:: DATA
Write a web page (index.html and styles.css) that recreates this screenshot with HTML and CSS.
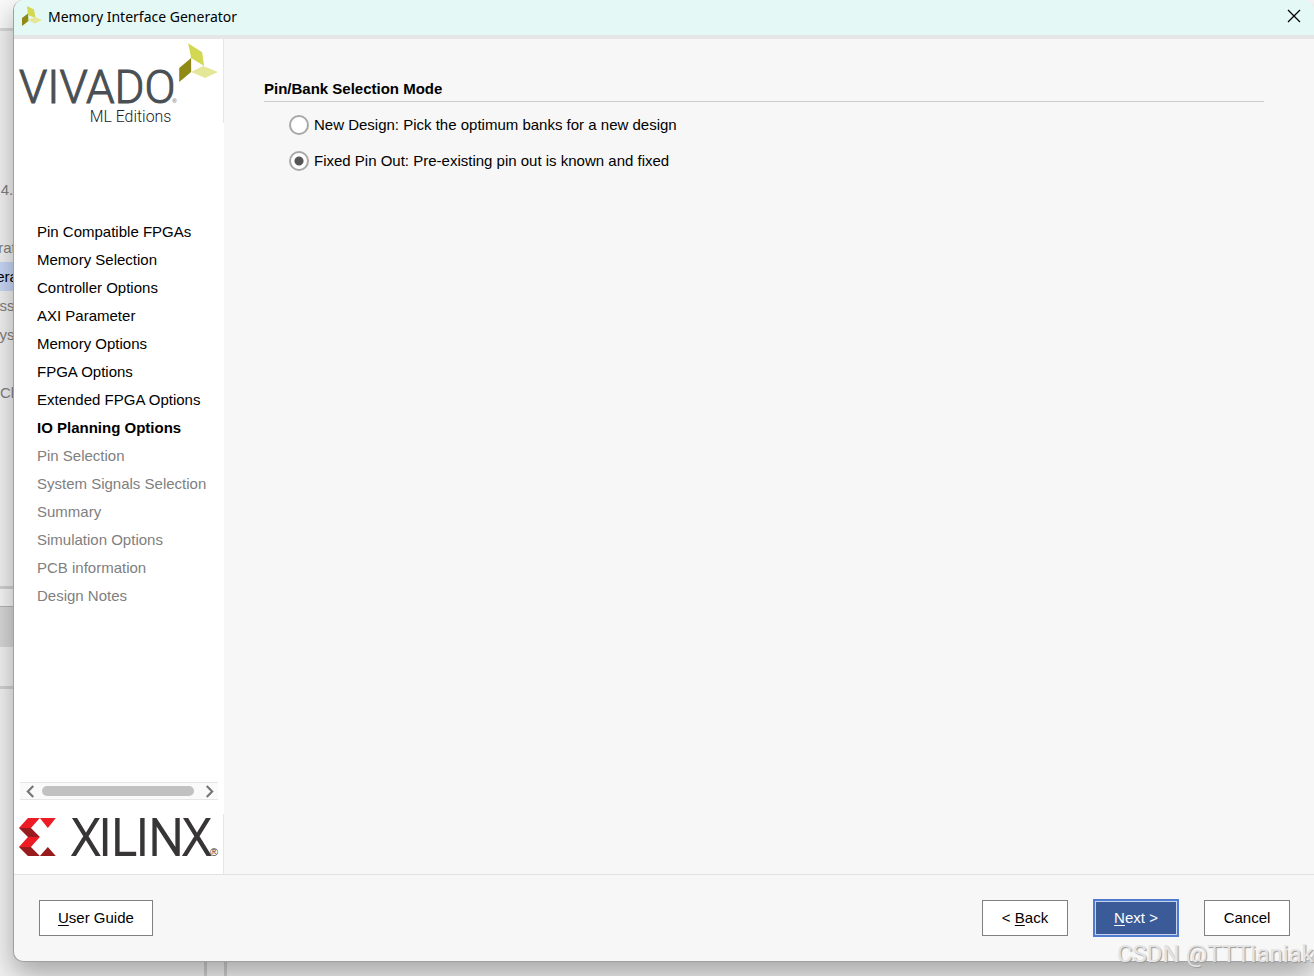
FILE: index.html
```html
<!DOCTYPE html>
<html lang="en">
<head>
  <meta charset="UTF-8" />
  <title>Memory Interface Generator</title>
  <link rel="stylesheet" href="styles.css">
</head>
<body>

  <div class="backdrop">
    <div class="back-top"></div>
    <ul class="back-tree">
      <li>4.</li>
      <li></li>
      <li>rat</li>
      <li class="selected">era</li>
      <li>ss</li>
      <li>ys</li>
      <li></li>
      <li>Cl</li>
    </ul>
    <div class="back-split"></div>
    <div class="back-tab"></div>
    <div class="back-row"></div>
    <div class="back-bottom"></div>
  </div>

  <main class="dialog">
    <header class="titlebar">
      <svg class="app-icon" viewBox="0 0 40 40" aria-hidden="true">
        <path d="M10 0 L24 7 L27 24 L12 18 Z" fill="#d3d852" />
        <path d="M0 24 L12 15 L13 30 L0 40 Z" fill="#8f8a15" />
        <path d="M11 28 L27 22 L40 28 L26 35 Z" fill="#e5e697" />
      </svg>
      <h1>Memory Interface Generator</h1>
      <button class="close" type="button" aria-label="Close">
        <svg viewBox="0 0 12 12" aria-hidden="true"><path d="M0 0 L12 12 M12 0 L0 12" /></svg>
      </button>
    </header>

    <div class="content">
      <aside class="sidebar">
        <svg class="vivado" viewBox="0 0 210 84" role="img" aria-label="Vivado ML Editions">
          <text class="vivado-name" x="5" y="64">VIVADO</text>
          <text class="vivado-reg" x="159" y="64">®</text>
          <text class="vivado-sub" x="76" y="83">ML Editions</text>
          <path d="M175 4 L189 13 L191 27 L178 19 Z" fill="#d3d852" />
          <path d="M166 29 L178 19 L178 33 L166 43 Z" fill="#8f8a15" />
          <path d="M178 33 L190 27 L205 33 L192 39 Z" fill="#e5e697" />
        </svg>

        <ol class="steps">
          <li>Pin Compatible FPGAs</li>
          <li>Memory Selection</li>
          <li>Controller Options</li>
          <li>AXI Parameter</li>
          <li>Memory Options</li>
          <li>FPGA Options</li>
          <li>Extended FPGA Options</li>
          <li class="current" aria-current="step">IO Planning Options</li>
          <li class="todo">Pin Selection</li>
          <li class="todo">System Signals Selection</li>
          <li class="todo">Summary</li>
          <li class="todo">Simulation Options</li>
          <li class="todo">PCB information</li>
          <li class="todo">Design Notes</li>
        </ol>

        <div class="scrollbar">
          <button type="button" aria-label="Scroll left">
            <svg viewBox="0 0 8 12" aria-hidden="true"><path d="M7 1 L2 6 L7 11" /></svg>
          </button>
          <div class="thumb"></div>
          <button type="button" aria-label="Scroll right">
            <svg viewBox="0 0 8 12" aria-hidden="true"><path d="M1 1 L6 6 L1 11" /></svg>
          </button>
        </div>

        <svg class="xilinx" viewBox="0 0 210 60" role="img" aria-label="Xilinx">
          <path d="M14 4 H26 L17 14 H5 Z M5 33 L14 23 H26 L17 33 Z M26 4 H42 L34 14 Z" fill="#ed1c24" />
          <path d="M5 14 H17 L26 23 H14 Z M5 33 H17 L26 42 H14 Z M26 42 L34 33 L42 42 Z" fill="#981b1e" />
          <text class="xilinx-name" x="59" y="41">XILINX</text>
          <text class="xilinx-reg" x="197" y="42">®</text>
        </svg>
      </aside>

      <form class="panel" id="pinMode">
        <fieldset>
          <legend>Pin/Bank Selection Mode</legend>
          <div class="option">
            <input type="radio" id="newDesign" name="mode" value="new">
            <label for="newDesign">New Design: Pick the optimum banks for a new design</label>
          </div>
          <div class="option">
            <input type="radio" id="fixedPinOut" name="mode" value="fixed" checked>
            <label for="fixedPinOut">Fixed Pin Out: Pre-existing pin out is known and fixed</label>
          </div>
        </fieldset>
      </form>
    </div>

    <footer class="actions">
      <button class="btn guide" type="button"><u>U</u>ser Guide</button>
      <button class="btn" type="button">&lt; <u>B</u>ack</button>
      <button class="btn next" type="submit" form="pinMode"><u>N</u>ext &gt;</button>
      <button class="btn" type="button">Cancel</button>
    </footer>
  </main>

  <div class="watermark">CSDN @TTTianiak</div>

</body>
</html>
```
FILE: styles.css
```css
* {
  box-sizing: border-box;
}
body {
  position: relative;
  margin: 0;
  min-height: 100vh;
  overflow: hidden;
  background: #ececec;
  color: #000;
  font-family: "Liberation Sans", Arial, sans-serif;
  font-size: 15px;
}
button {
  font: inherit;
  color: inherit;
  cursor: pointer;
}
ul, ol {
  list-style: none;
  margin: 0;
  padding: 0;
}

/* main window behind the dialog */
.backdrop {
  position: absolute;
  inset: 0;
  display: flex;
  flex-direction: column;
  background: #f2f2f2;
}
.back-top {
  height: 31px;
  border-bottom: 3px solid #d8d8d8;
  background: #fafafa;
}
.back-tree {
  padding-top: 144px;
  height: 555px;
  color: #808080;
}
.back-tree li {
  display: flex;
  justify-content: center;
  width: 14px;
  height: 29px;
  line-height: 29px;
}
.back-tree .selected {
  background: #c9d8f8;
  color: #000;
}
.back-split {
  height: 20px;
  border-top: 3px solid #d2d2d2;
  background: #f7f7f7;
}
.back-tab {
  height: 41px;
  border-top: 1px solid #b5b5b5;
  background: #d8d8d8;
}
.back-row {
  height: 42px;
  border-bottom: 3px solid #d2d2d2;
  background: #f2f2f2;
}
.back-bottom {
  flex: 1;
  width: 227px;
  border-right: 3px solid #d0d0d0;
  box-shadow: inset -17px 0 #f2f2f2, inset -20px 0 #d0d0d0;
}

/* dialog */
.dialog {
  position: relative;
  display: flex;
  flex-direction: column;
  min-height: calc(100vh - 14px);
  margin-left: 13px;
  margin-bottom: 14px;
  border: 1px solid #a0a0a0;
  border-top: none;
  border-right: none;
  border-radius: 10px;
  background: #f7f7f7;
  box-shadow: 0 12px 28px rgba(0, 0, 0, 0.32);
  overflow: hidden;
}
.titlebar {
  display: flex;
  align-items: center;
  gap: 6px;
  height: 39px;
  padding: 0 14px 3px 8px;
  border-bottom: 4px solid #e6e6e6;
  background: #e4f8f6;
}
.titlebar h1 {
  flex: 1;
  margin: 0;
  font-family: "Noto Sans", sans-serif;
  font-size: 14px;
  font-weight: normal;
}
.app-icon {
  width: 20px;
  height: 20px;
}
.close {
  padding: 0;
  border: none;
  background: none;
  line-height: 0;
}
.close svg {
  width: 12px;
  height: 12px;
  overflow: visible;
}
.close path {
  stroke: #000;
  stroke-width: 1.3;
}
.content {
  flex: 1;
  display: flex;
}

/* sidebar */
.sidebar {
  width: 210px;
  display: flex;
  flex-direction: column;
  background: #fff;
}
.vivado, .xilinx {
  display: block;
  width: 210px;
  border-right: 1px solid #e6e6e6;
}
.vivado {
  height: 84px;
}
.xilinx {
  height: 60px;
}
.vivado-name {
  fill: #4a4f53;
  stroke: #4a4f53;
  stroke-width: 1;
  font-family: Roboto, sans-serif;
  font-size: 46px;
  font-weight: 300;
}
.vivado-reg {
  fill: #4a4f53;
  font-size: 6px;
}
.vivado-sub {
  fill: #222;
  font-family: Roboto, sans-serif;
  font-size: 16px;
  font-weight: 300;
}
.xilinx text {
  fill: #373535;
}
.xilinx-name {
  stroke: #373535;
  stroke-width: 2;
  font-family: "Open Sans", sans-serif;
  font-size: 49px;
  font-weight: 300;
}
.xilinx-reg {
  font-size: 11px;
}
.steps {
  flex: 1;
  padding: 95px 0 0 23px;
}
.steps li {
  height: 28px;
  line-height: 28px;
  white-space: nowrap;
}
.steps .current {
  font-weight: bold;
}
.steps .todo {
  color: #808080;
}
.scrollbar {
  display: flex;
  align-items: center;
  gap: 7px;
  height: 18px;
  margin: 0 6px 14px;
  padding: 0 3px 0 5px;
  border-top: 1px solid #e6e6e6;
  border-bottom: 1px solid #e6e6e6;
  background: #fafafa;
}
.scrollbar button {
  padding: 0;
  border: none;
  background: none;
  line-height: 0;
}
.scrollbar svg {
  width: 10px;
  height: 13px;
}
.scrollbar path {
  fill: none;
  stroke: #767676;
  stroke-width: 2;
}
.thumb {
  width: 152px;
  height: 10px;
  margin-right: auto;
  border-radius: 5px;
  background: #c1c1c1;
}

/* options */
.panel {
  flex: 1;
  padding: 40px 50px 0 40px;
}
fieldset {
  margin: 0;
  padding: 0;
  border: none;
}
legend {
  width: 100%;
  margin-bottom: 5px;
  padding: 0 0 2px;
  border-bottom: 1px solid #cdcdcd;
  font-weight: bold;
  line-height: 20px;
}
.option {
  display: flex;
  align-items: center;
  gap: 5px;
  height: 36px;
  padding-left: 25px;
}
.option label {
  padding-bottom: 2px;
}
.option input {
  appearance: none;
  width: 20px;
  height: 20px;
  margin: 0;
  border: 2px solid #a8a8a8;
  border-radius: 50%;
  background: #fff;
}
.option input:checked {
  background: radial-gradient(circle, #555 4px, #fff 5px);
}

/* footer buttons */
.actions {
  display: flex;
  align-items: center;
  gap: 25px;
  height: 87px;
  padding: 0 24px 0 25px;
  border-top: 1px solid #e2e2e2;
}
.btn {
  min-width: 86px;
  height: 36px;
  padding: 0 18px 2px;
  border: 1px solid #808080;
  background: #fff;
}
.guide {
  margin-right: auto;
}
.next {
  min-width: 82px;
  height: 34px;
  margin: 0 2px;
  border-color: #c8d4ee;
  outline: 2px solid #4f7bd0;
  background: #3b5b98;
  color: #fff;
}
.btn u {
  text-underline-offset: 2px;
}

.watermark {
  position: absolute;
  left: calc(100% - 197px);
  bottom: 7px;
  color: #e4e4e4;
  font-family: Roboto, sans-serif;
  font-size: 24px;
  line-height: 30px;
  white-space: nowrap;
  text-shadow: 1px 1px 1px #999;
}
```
::::
#### WHAT IS ASKED:
Say how many lines include the word "index"; reply with the number alone.

#### RESULT FOR THIS TASK:
2